A new study at UNC Gillings School of Global Public Health found that prenatal exposure to inorganic arsenic may lead to detrimental health effects and gene reprogramming in children. The findings were published October 10 in Toxicological Sciences, the official journal of the Society of Toxicology.
[Photo: More than half of the drinking water samples taken in Gomez Palacio for the UNC study exceeded WHO guidelines for arsenic content, indicating that pregnant women drinking municipal water and their babies are at risk for elevated exposure to arsenic. Photo by Randi Boice]
Dr. Rebecca Fry, associate professor of environmental sciences and engineering at the Gillings School, and colleagues found that arsenic, a metalloid that can contaminate drinking water around the world, can affect the control of gene expression — the process by which information from a gene is used in the synthesis of a functional gene product — and lead to impaired fetal growth, preterm labor, low birth weight and early pregnancy loss.

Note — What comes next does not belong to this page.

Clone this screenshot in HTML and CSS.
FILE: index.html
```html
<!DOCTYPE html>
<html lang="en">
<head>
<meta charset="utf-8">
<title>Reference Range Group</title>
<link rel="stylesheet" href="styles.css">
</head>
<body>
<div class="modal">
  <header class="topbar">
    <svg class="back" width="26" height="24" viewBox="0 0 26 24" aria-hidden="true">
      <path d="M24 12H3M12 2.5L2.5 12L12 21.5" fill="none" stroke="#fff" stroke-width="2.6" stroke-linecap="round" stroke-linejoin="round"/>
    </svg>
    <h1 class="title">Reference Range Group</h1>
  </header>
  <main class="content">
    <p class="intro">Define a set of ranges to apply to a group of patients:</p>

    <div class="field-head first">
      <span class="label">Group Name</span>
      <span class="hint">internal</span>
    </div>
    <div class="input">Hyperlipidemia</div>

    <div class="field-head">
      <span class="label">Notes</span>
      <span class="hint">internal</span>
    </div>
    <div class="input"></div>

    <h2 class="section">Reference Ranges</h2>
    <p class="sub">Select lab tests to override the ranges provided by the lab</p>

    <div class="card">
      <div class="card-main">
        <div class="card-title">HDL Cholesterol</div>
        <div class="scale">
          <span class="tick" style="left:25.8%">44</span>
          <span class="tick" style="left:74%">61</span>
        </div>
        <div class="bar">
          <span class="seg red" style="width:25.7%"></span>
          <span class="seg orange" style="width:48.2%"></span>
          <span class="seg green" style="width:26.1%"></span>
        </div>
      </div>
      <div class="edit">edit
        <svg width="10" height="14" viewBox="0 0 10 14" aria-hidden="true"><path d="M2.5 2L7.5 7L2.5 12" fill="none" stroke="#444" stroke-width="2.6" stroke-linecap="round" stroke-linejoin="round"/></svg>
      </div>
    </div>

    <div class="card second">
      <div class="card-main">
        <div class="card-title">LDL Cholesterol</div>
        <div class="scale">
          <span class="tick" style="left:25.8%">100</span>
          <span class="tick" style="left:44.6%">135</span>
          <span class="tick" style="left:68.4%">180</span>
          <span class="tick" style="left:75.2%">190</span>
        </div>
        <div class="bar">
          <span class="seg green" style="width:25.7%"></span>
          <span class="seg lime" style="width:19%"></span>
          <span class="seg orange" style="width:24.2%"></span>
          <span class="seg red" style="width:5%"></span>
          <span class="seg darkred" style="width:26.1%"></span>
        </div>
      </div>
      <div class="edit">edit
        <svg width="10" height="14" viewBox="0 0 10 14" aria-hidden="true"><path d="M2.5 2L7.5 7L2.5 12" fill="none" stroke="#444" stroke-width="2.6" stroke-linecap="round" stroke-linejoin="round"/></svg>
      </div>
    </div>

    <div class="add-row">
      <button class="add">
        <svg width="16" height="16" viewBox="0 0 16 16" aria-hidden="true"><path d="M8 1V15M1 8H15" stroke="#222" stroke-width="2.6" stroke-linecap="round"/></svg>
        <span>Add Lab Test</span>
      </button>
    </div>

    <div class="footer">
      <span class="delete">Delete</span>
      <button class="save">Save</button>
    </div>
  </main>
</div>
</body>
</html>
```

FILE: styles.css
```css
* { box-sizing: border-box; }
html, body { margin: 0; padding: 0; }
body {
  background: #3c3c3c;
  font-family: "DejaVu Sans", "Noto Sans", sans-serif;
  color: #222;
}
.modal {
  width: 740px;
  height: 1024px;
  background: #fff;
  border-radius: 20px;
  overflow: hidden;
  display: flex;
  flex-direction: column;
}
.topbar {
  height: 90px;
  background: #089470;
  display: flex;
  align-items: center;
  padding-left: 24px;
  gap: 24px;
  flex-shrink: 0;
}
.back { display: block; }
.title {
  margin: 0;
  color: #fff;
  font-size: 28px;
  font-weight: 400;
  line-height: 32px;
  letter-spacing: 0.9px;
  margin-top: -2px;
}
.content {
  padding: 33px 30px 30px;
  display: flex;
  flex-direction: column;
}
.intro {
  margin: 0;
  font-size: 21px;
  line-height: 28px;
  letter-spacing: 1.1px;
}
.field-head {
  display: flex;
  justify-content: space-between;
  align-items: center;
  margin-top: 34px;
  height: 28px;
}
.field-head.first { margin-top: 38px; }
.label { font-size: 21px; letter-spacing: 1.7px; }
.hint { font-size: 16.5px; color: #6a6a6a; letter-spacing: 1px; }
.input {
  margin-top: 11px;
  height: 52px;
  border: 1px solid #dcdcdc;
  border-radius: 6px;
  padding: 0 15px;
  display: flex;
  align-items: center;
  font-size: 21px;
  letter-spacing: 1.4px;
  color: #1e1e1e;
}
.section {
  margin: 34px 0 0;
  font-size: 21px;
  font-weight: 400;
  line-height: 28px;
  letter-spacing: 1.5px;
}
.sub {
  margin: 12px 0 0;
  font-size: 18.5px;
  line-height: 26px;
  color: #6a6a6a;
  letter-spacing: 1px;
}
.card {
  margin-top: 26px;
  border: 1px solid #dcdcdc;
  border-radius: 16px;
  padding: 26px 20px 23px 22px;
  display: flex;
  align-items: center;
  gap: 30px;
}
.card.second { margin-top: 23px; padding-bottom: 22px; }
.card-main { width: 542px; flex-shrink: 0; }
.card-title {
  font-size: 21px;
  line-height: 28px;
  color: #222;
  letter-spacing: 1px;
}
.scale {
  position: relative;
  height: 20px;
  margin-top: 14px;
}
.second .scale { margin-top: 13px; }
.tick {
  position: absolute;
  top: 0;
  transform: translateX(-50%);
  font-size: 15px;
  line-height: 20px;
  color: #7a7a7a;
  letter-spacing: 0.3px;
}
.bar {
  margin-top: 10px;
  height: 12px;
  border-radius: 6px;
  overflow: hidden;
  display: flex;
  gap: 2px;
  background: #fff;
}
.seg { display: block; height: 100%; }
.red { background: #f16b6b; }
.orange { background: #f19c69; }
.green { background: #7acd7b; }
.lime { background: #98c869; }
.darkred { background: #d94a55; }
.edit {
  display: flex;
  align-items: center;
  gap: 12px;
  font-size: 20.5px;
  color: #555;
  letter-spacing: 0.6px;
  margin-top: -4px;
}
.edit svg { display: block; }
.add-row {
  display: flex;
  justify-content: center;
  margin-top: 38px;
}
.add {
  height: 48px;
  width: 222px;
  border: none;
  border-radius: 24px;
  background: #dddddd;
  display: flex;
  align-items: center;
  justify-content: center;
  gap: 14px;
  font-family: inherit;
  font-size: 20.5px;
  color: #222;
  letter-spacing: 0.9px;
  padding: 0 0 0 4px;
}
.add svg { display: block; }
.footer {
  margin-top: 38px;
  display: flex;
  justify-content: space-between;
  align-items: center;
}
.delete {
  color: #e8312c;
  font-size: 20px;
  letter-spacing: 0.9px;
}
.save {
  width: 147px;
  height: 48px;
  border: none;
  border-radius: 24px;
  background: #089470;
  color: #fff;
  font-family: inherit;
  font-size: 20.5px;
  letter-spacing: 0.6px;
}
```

Joining Dr. Fry in the study of maternal arsenic exposure were Mr. Daniel Rojas, doctoral student in the UNC Curriculum in Toxicology; and Gillings School researchers Dr. Julia E. Rager, postdoctoral fellow, Dr. Katherine A. Bailey, a Gillings School postdoctoral fellow at the time of the study, and tissue culture specialist Ms. Lisa Smeester, all in environmental sciences and engineering; and Dr. Zuzana Drobna, research assistant professor, and Dr. Miroslav Styblo, professor, both in the nutrition department.

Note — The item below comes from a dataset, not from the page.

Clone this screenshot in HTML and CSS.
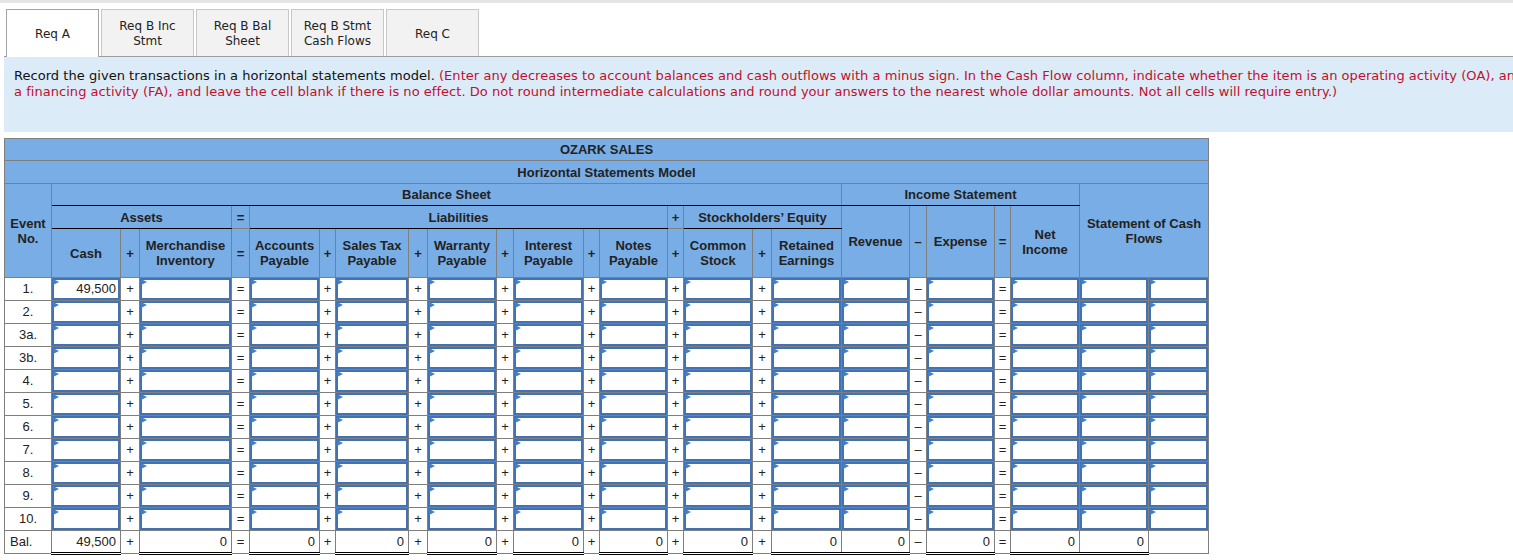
FILE: index.html
```html
<!DOCTYPE html>
<html>
<head>
<meta charset="utf-8">
<link rel="stylesheet" href="styles.css">
</head>
<body>
<div class="topbar"></div>
<div class="page">
  <div class="tabs">
    <div class="tab active">Req A</div>
    <div class="tab">Req B Inc<br>Stmt</div>
    <div class="tab">Req B Bal<br>Sheet</div>
    <div class="tab">Req B Stmt<br>Cash Flows</div>
    <div class="tab">Req C</div>
  </div>
  <div class="instr">
    <span>Record the given transactions in a horizontal statements model.</span> <span class="red">(Enter any decreases to account balances and cash outflows with a minus sign. In the Cash Flow column, indicate whether the item is an operating activity (OA), and<br>a financing activity (FA), and leave the cell blank if there is no effect. Do not round intermediate calculations and round your answers to the nearest whole dollar amounts. Not all cells will require entry.)</span>
  </div>
  <table class="hsm">
    <colgroup>
      <col style="width:47px"><col style="width:69px"><col style="width:19px"><col style="width:92px"><col style="width:18px"><col style="width:70px"><col style="width:16px"><col style="width:73px"><col style="width:19px"><col style="width:69px"><col style="width:17px"><col style="width:70px"><col style="width:16px"><col style="width:68px"><col style="width:16px"><col style="width:69px"><col style="width:19px"><col style="width:70px"><col style="width:68px"><col style="width:17px"><col style="width:68px"><col style="width:16px"><col style="width:69px"><col style="width:69px"><col style="width:60px">
    </colgroup>
    <thead>
      <tr class="h1"><th colspan="25">OZARK SALES</th></tr>
      <tr class="h2"><th colspan="25">Horizontal Statements Model</th></tr>
      <tr class="h3">
        <th rowspan="3">Event<br>No.</th>
        <th colspan="17" class="blk">Balance Sheet</th>
        <th colspan="5" class="blk">Income Statement</th>
        <th colspan="2" rowspan="3">Statement of Cash<br>Flows</th>
      </tr>
      <tr class="h4">
        <th colspan="3" class="blk">Assets</th>
        <th>=</th>
        <th colspan="9" class="blk">Liabilities</th>
        <th>+</th>
        <th colspan="3" class="blk">Stockholders’ Equity</th>
        <th rowspan="2">Revenue</th>
        <th rowspan="2">–</th>
        <th rowspan="2">Expense</th>
        <th rowspan="2">=</th>
        <th rowspan="2">Net<br>Income</th>
      </tr>
      <tr class="h5">
        <th>Cash</th><th>+</th><th>Merchandise<br>Inventory</th><th>=</th><th>Accounts<br>Payable</th><th>+</th><th>Sales Tax<br>Payable</th><th>+</th><th>Warranty<br>Payable</th><th>+</th><th>Interest<br>Payable</th><th>+</th><th>Notes<br>Payable</th><th>+</th><th>Common<br>Stock</th><th>+</th><th>Retained<br>Earnings</th>
      </tr>
    </thead>
    <tbody>
      <tr class="row"><td class="ev">1.</td><td class="in"><span class="box">49,500</span></td><td class="op">+</td><td class="in"><span class="box"></span></td><td class="op">=</td><td class="in"><span class="box"></span></td><td class="op">+</td><td class="in"><span class="box"></span></td><td class="op">+</td><td class="in"><span class="box"></span></td><td class="op">+</td><td class="in"><span class="box"></span></td><td class="op">+</td><td class="in"><span class="box"></span></td><td class="op">+</td><td class="in"><span class="box"></span></td><td class="op">+</td><td class="in"><span class="box"></span></td><td class="in"><span class="box"></span></td><td class="op">–</td><td class="in"><span class="box"></span></td><td class="op">=</td><td class="in"><span class="box"></span></td><td class="in"><span class="box"></span></td><td class="in"><span class="box"></span></td></tr>
      <tr class="row"><td class="ev">2.</td><td class="in"><span class="box"></span></td><td class="op">+</td><td class="in"><span class="box"></span></td><td class="op">=</td><td class="in"><span class="box"></span></td><td class="op">+</td><td class="in"><span class="box"></span></td><td class="op">+</td><td class="in"><span class="box"></span></td><td class="op">+</td><td class="in"><span class="box"></span></td><td class="op">+</td><td class="in"><span class="box"></span></td><td class="op">+</td><td class="in"><span class="box"></span></td><td class="op">+</td><td class="in"><span class="box"></span></td><td class="in"><span class="box"></span></td><td class="op">–</td><td class="in"><span class="box"></span></td><td class="op">=</td><td class="in"><span class="box"></span></td><td class="in"><span class="box"></span></td><td class="in"><span class="box"></span></td></tr>
      <tr class="row"><td class="ev">3a.</td><td class="in"><span class="box"></span></td><td class="op">+</td><td class="in"><span class="box"></span></td><td class="op">=</td><td class="in"><span class="box"></span></td><td class="op">+</td><td class="in"><span class="box"></span></td><td class="op">+</td><td class="in"><span class="box"></span></td><td class="op">+</td><td class="in"><span class="box"></span></td><td class="op">+</td><td class="in"><span class="box"></span></td><td class="op">+</td><td class="in"><span class="box"></span></td><td class="op">+</td><td class="in"><span class="box"></span></td><td class="in"><span class="box"></span></td><td class="op">–</td><td class="in"><span class="box"></span></td><td class="op">=</td><td class="in"><span class="box"></span></td><td class="in"><span class="box"></span></td><td class="in"><span class="box"></span></td></tr>
      <tr class="row"><td class="ev">3b.</td><td class="in"><span class="box"></span></td><td class="op">+</td><td class="in"><span class="box"></span></td><td class="op">=</td><td class="in"><span class="box"></span></td><td class="op">+</td><td class="in"><span class="box"></span></td><td class="op">+</td><td class="in"><span class="box"></span></td><td class="op">+</td><td class="in"><span class="box"></span></td><td class="op">+</td><td class="in"><span class="box"></span></td><td class="op">+</td><td class="in"><span class="box"></span></td><td class="op">+</td><td class="in"><span class="box"></span></td><td class="in"><span class="box"></span></td><td class="op">–</td><td class="in"><span class="box"></span></td><td class="op">=</td><td class="in"><span class="box"></span></td><td class="in"><span class="box"></span></td><td class="in"><span class="box"></span></td></tr>
      <tr class="row"><td class="ev">4.</td><td class="in"><span class="box"></span></td><td class="op">+</td><td class="in"><span class="box"></span></td><td class="op">=</td><td class="in"><span class="box"></span></td><td class="op">+</td><td class="in"><span class="box"></span></td><td class="op">+</td><td class="in"><span class="box"></span></td><td class="op">+</td><td class="in"><span class="box"></span></td><td class="op">+</td><td class="in"><span class="box"></span></td><td class="op">+</td><td class="in"><span class="box"></span></td><td class="op">+</td><td class="in"><span class="box"></span></td><td class="in"><span class="box"></span></td><td class="op">–</td><td class="in"><span class="box"></span></td><td class="op">=</td><td class="in"><span class="box"></span></td><td class="in"><span class="box"></span></td><td class="in"><span class="box"></span></td></tr>
      <tr class="row"><td class="ev">5.</td><td class="in"><span class="box"></span></td><td class="op">+</td><td class="in"><span class="box"></span></td><td class="op">=</td><td class="in"><span class="box"></span></td><td class="op">+</td><td class="in"><span class="box"></span></td><td class="op">+</td><td class="in"><span class="box"></span></td><td class="op">+</td><td class="in"><span class="box"></span></td><td class="op">+</td><td class="in"><span class="box"></span></td><td class="op">+</td><td class="in"><span class="box"></span></td><td class="op">+</td><td class="in"><span class="box"></span></td><td class="in"><span class="box"></span></td><td class="op">–</td><td class="in"><span class="box"></span></td><td class="op">=</td><td class="in"><span class="box"></span></td><td class="in"><span class="box"></span></td><td class="in"><span class="box"></span></td></tr>
      <tr class="row"><td class="ev">6.</td><td class="in"><span class="box"></span></td><td class="op">+</td><td class="in"><span class="box"></span></td><td class="op">=</td><td class="in"><span class="box"></span></td><td class="op">+</td><td class="in"><span class="box"></span></td><td class="op">+</td><td class="in"><span class="box"></span></td><td class="op">+</td><td class="in"><span class="box"></span></td><td class="op">+</td><td class="in"><span class="box"></span></td><td class="op">+</td><td class="in"><span class="box"></span></td><td class="op">+</td><td class="in"><span class="box"></span></td><td class="in"><span class="box"></span></td><td class="op">–</td><td class="in"><span class="box"></span></td><td class="op">=</td><td class="in"><span class="box"></span></td><td class="in"><span class="box"></span></td><td class="in"><span class="box"></span></td></tr>
      <tr class="row"><td class="ev">7.</td><td class="in"><span class="box"></span></td><td class="op">+</td><td class="in"><span class="box"></span></td><td class="op">=</td><td class="in"><span class="box"></span></td><td class="op">+</td><td class="in"><span class="box"></span></td><td class="op">+</td><td class="in"><span class="box"></span></td><td class="op">+</td><td class="in"><span class="box"></span></td><td class="op">+</td><td class="in"><span class="box"></span></td><td class="op">+</td><td class="in"><span class="box"></span></td><td class="op">+</td><td class="in"><span class="box"></span></td><td class="in"><span class="box"></span></td><td class="op">–</td><td class="in"><span class="box"></span></td><td class="op">=</td><td class="in"><span class="box"></span></td><td class="in"><span class="box"></span></td><td class="in"><span class="box"></span></td></tr>
      <tr class="row"><td class="ev">8.</td><td class="in"><span class="box"></span></td><td class="op">+</td><td class="in"><span class="box"></span></td><td class="op">=</td><td class="in"><span class="box"></span></td><td class="op">+</td><td class="in"><span class="box"></span></td><td class="op">+</td><td class="in"><span class="box"></span></td><td class="op">+</td><td class="in"><span class="box"></span></td><td class="op">+</td><td class="in"><span class="box"></span></td><td class="op">+</td><td class="in"><span class="box"></span></td><td class="op">+</td><td class="in"><span class="box"></span></td><td class="in"><span class="box"></span></td><td class="op">–</td><td class="in"><span class="box"></span></td><td class="op">=</td><td class="in"><span class="box"></span></td><td class="in"><span class="box"></span></td><td class="in"><span class="box"></span></td></tr>
      <tr class="row"><td class="ev">9.</td><td class="in"><span class="box"></span></td><td class="op">+</td><td class="in"><span class="box"></span></td><td class="op">=</td><td class="in"><span class="box"></span></td><td class="op">+</td><td class="in"><span class="box"></span></td><td class="op">+</td><td class="in"><span class="box"></span></td><td class="op">+</td><td class="in"><span class="box"></span></td><td class="op">+</td><td class="in"><span class="box"></span></td><td class="op">+</td><td class="in"><span class="box"></span></td><td class="op">+</td><td class="in"><span class="box"></span></td><td class="in"><span class="box"></span></td><td class="op">–</td><td class="in"><span class="box"></span></td><td class="op">=</td><td class="in"><span class="box"></span></td><td class="in"><span class="box"></span></td><td class="in"><span class="box"></span></td></tr>
      <tr class="row"><td class="ev">10.</td><td class="in"><span class="box"></span></td><td class="op">+</td><td class="in"><span class="box"></span></td><td class="op">=</td><td class="in"><span class="box"></span></td><td class="op">+</td><td class="in"><span class="box"></span></td><td class="op">+</td><td class="in"><span class="box"></span></td><td class="op">+</td><td class="in"><span class="box"></span></td><td class="op">+</td><td class="in"><span class="box"></span></td><td class="op">+</td><td class="in"><span class="box"></span></td><td class="op">+</td><td class="in"><span class="box"></span></td><td class="in"><span class="box"></span></td><td class="op">–</td><td class="in"><span class="box"></span></td><td class="op">=</td><td class="in"><span class="box"></span></td><td class="in"><span class="box"></span></td><td class="in"><span class="box"></span></td></tr>
      <tr class="row bal"><td class="evl">Bal.</td><td class="val">49,500</td><td class="op">+</td><td class="val">0</td><td class="op">=</td><td class="val">0</td><td class="op">+</td><td class="val">0</td><td class="op">+</td><td class="val">0</td><td class="op">+</td><td class="val">0</td><td class="op">+</td><td class="val">0</td><td class="op">+</td><td class="val">0</td><td class="op">+</td><td class="val">0</td><td class="val">0</td><td class="op">–</td><td class="val">0</td><td class="op">=</td><td class="val">0</td><td class="val">0</td><td class="empty"></td></tr>
    </tbody>
  </table>
</div>
</body>
</html>
```
FILE: styles.css
```css
html, body {
  margin: 0;
  padding: 0;
  background: #fff;
  overflow: hidden;
}
body {
  font-family: "DejaVu Sans", Verdana, sans-serif;
  color: #222;
}
.topbar {
  height: 3px;
  background: #e4e4e4;
}
.page {
  padding-left: 4px;
}
.tabs {
  display: flex;
  gap: 2px;
  margin-top: 6px;
  padding-left: 2px;
  border-bottom: 1px solid #9c9c9c;
  height: 47px;
}
.tab {
  box-sizing: border-box;
  width: 93px;
  height: 47px;
  padding-top: 2px;
  border: 1px solid #c8c8c8;
  border-bottom: none;
  background: #f2f2f2;
  display: flex;
  align-items: center;
  justify-content: center;
  text-align: center;
  font-size: 12px;
  line-height: 15px;
  color: #222;
}
.tab.active {
  background: #fff;
  border-color: #a3a3a3;
  height: 48px;
  position: relative;
  z-index: 1;
}
.instr {
  background: #dbecf8;
  height: 75px;
  box-sizing: border-box;
  padding: 11px 0 0 10px;
  font-size: 13px;
  line-height: 16px;
  letter-spacing: 0.04px;
  white-space: nowrap;
  overflow: hidden;
  color: #111;
}
.instr .red {
  color: #c0102c;
}
.hsm {
  margin-top: 6px;
  border-collapse: collapse;
  table-layout: fixed;
  width: 1204px;
  font-family: "Liberation Sans", Arial, sans-serif;
  font-size: 13px;
  color: #222;
}
.hsm th, .hsm td {
  border: 1px solid #7f7f7f;
  padding: 0;
}
.hsm th {
  background: #79ade5;
  font-weight: bold;
  text-align: center;
  line-height: 15px;
  color: #222;
}
.hsm th.blk {
  border-bottom: 1px solid #000;
}
.h1 { height: 22px; }
.h2 { height: 23px; }
.h3 { height: 22px; }
.h4 { height: 23px; }
.h5 { height: 49px; }
.row { height: 23px; }
.hsm td {
  background: #fff;
  text-align: center;
  line-height: 18px;
  color: #222;
}
.hsm td.ev {
  text-align: center;
}
.hsm td.evl {
  text-align: left;
  padding-left: 5px;
}
.hsm td.op {
  text-align: center;
}
.hsm td.val {
  text-align: right;
  padding-right: 4px;
  border-bottom: 3px double #000;
}
.box {
  position: relative;
  display: block;
  height: 18px;
  border: 2px solid #4072b4;
  text-align: right;
  padding-right: 2px;
  line-height: 18px;
}
.box::before {
  content: "";
  position: absolute;
  left: -1px;
  top: -1px;
  border-left: 6px solid #3f7fcc;
  border-top: 3px solid transparent;
  border-bottom: 3px solid transparent;
}
```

Millions of people around the world drink water with levels of inorganic arsenic that exceed standards set by the World Health Organization and Environmental Protection Agency. Chronic exposure to arsenic, which also is used in pesticides, semiconductors, and wood products, has been linked to skin lesions, cardiovascular and vascular disease, cancer, and diabetes.
Dr. Fry’s study examined newborn cord-blood samples from a cohort of 200 pregnant women in Gomez Palacio, Mexico, and measured levels of inorganic arsenic. Related to arsenic exposure, a set of genes including KCNQ1, a known imprinted gene, was identified to have changes in DNA methylation.

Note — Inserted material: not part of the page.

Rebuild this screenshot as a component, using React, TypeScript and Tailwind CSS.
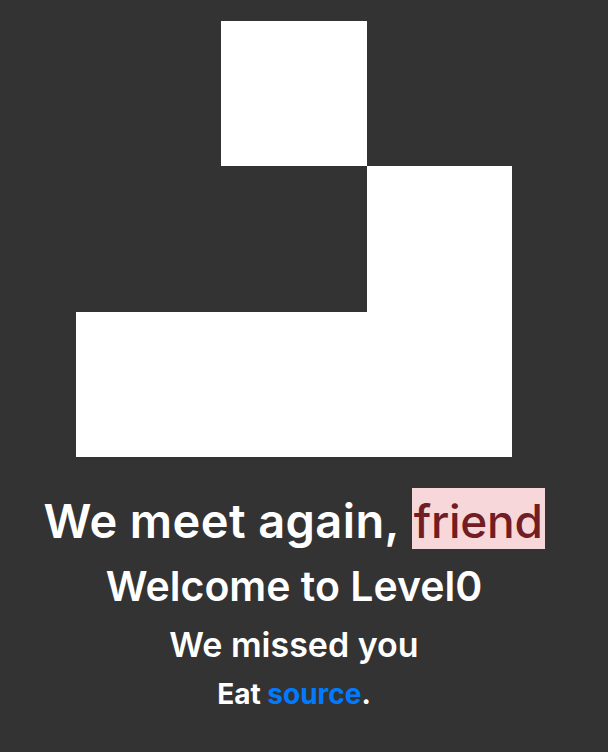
const cells = [0, 1, 0, 0, 0, 1, 1, 1, 1];

export default function App() {
  return (
    <div className="min-h-[752px] bg-[#333333] pt-[21px] text-white" style={{ fontFamily: 'Inter, "Noto Sans", sans-serif' }}>
      <div className="w-[588px] text-center">
        <div className="mx-auto grid h-[436px] w-[436px] grid-cols-3 grid-rows-3">
          {cells.map((on, i) => (
            <div key={i} className={on ? 'bg-white' : ''} />
          ))}
        </div>
        <h1 className="mt-[34px] text-[47px] font-semibold leading-[60px]">
          <span className="tracking-[0.4px]">We meet again,</span>{' '}
          <mark className="bg-[#f8d7da] px-[2px] pt-[5px] pb-0 text-[46px] font-medium tracking-[-0.3px] text-[#721c24]">friend</mark>
        </h1>
        <h2 className="mt-[10px] text-[41px] font-semibold leading-[50px]">Welcome to Level0</h2>
        <h3 className="mt-[12px] text-[34px] font-semibold leading-[44px]">We missed you</h3>
        <h4 className="mt-[10px] text-[28px] font-bold leading-[34px]">
          Eat <a className="text-[#007bff]">source</a>.
        </h4>
      </div>
    </div>
  );
}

Elevated DNA methylation levels were associated with differences in birth outcomes, including gestational age (babies were born before full term) and altered head size. Methylation is a biochemical process in which a methyl group is added to the cytosine in DNA and represents an “epigenetic” modification.
The study highlights that the development of arsenic-related diseases likely results from the concerted action of several mechanisms of toxicity, including gene silencing, altering protein function, and generation of oxidative stress.
More than half of the drinking water samples taken in Gomez Palacio exceeded WHO guidelines for arsenic content and indicate that pregnant women drinking municipal water and their babies are at risk for elevated exposure to arsenic.
The findings also raise concerns about later-life health effects in the children of the study and underscore the risks associated with arsenic exposure in vulnerable populations.